I'm not suggesting they will prevail, but based on your post it would seem the two positions are mutually inclusive. Has there been a court finding of gross negligence, intentional wrongdoing, or acts performed outside the employee’s scope of employment?



To: SI Dave who wrote (3050)4/6/2005 7:38:04 PM
From: olivier asser  Respond to of 3143
 
Long response, but, in short, answer is:

1. Gross negligence is determined at trial, not now, and if I plead gross negligence then under VA Supreme Court authority they cannot plead an immunity defense at the dismissal stage; and, most importantly;

2. In response to my earlier pleading gross negligence, the judge said no way no can do immunity under the Civil Rights Act, and that was right clear, I would I think fairly characterize the judge's tone when he said that as a growl at them.

As if there weren't enough sandbag tactics and all-around chicanery from their side already, in their latest motion they falsely claimed that the live amended complaint contains counts under the Tort Claims Act and Defamation (I don't think so), and, they didn't file a single authority, not one law or case that might support what they want, no memorandum supporting their motion, just went right for their demands without giving any reason why the Court should grant them, and then said they reserved to file a memo later.

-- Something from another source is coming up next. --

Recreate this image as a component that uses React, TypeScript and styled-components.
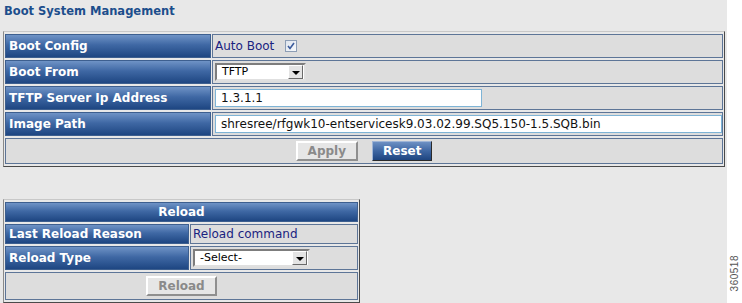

They did this the first time and I objected. Now they try it a second time, and the reason is obvious: they want me to show my hand before they do, but so sorry that's not how it works: you file a motion then you better give law and reasons why the Court should give you what you want. Without a shred of doubt, if I ever tried this kind of garbage in Texas federal or VA circuit court, I'd be laughed right out of court, and more than likely sanctioned.

This is what I meant by digging a deeper hole: the more malice they show, the stronger both, especially the malicious prosecution, cases become. Stupid of them, especially considering all the advantages they have over a pro se plaintiff.